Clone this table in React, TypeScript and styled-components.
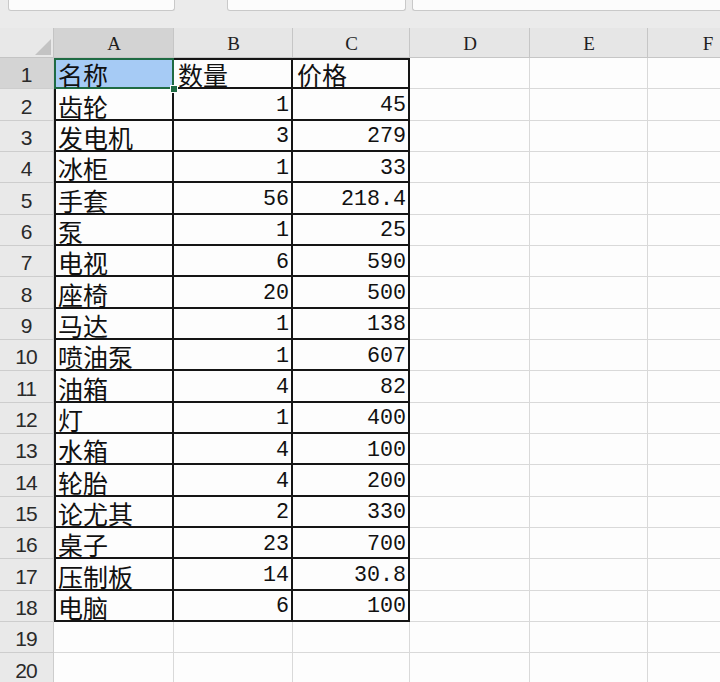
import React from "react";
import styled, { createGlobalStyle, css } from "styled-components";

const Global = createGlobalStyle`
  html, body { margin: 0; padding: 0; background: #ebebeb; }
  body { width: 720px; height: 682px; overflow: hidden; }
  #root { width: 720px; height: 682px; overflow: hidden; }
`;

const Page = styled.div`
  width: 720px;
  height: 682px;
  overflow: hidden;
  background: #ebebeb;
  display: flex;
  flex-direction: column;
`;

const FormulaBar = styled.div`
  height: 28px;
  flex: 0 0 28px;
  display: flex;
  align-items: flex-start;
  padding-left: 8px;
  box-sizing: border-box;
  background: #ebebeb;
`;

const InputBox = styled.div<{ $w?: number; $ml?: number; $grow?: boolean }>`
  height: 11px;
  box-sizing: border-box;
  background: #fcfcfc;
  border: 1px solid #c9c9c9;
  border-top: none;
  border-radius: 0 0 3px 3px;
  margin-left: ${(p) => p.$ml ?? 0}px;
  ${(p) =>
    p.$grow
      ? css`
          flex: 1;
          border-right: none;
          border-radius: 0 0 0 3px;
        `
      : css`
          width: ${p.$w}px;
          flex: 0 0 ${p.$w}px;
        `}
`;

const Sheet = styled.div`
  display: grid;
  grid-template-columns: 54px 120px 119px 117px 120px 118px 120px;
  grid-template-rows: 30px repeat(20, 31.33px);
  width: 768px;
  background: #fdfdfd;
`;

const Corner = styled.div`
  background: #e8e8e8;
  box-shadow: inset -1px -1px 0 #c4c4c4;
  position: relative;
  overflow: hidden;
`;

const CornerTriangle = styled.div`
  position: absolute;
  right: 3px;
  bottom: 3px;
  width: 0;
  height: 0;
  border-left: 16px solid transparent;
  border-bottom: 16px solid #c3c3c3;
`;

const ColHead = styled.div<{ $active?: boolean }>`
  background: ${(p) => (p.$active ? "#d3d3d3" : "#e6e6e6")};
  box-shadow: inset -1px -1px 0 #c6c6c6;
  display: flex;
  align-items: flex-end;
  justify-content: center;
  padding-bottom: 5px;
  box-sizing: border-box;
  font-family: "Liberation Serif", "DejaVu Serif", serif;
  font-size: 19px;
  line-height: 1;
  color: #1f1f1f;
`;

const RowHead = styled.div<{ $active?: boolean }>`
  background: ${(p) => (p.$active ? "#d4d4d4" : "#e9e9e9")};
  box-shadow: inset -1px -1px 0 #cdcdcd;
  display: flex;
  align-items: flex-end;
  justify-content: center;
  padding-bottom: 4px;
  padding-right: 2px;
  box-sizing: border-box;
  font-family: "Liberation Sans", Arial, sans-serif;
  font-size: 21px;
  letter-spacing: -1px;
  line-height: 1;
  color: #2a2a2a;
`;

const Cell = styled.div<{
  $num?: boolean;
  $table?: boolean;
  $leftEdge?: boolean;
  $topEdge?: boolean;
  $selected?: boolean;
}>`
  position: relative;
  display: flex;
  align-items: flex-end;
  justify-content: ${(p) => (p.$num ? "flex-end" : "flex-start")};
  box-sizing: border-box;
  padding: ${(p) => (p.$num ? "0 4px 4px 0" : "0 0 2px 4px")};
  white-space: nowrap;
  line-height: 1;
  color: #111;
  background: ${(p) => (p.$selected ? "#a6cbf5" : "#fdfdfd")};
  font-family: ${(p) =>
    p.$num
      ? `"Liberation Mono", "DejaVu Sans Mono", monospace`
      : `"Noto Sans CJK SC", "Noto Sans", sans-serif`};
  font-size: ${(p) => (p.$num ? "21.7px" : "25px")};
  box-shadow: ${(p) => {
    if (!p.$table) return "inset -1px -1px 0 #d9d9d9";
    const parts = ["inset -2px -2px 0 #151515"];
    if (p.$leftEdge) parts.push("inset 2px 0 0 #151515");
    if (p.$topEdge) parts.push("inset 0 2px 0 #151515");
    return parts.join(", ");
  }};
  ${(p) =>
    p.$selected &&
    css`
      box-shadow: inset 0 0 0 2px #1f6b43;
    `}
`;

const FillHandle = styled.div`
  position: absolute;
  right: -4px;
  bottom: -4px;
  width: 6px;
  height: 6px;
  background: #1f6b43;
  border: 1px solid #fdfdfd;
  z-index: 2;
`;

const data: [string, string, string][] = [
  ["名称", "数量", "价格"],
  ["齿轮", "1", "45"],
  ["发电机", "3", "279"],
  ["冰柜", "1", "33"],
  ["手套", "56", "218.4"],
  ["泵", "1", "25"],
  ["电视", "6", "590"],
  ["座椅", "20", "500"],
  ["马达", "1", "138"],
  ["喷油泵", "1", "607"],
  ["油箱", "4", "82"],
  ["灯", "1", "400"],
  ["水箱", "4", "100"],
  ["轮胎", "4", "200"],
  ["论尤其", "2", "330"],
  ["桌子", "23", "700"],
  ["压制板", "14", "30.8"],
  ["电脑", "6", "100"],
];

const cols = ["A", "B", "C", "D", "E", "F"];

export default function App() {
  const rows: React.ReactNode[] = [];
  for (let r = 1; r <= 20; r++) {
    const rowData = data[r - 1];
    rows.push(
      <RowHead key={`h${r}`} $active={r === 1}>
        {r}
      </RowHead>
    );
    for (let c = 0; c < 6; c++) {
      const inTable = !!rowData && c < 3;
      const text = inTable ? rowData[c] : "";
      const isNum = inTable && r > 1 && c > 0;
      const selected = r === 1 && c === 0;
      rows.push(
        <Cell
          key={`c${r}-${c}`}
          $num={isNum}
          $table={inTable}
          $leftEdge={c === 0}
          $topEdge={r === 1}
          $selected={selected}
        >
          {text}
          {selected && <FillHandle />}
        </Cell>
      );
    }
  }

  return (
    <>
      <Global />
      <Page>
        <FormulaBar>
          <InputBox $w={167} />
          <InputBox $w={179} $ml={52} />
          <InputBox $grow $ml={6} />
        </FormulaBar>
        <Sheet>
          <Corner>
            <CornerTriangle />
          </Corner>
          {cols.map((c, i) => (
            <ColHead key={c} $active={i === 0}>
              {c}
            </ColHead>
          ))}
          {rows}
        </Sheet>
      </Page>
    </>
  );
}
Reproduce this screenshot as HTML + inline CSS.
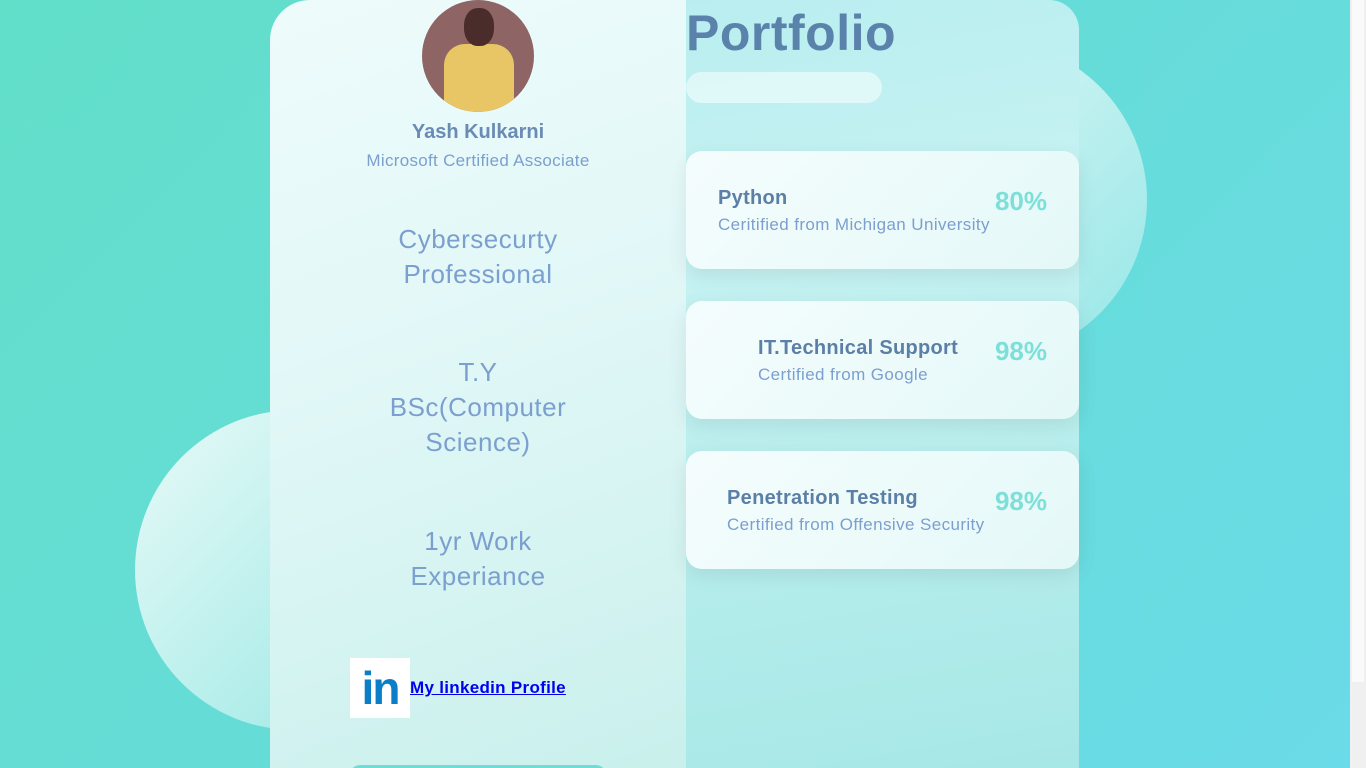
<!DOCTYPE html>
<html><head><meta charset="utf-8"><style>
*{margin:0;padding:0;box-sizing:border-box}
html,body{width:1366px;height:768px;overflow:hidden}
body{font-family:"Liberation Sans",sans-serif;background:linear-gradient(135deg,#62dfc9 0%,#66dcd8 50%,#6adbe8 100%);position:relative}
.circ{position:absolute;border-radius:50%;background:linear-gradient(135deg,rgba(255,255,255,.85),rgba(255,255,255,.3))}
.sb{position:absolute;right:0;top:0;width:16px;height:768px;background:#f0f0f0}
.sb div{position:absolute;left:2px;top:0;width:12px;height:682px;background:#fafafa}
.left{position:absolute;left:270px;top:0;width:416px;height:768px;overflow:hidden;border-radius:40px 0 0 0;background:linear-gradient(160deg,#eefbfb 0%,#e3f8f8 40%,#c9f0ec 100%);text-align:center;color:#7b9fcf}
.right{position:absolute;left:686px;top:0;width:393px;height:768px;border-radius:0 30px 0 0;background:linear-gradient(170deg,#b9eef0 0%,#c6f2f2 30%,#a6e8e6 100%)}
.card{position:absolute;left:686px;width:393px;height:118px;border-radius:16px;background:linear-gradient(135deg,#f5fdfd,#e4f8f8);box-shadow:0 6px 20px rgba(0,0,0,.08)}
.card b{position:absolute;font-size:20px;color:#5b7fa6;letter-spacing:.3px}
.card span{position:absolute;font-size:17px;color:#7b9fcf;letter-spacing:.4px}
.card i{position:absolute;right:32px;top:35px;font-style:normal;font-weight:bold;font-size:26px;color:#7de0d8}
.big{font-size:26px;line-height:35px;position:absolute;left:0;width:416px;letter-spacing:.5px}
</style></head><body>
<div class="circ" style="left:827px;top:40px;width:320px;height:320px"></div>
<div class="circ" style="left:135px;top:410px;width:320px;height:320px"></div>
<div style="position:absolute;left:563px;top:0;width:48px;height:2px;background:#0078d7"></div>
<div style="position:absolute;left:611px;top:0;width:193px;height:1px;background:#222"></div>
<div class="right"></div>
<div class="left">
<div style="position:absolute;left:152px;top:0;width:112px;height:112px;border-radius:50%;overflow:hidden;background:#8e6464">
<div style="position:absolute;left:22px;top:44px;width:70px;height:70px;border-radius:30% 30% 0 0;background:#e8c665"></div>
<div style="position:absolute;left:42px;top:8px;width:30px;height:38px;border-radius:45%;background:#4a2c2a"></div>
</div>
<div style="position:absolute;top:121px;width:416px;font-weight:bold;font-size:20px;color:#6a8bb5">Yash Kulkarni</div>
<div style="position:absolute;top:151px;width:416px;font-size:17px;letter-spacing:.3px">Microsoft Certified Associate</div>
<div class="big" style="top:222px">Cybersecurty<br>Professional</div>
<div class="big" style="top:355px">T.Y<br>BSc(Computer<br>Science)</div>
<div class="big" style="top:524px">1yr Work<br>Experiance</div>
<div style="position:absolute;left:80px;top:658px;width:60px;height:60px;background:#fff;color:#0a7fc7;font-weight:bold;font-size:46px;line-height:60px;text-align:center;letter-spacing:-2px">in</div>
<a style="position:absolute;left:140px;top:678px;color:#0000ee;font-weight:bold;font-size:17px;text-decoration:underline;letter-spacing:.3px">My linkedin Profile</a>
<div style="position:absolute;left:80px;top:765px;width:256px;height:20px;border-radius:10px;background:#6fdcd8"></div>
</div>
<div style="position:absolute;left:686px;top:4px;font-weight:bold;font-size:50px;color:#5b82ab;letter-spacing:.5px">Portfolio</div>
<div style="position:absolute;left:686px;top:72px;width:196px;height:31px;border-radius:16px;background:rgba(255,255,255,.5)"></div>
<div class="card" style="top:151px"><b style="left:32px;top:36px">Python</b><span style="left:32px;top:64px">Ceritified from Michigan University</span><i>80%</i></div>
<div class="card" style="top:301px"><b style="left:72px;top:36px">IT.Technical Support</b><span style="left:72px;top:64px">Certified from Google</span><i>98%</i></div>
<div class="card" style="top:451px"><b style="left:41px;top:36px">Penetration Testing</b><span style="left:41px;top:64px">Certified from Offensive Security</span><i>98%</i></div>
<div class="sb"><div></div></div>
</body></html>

|---|

• **Exercise**: Within the material above, find the lines that contain the word "React"; copy them.

• **Task answer**:
Clone this table in React, TypeScript and styled-components.
import React from "react";
  const rows: React.ReactNode[] = [];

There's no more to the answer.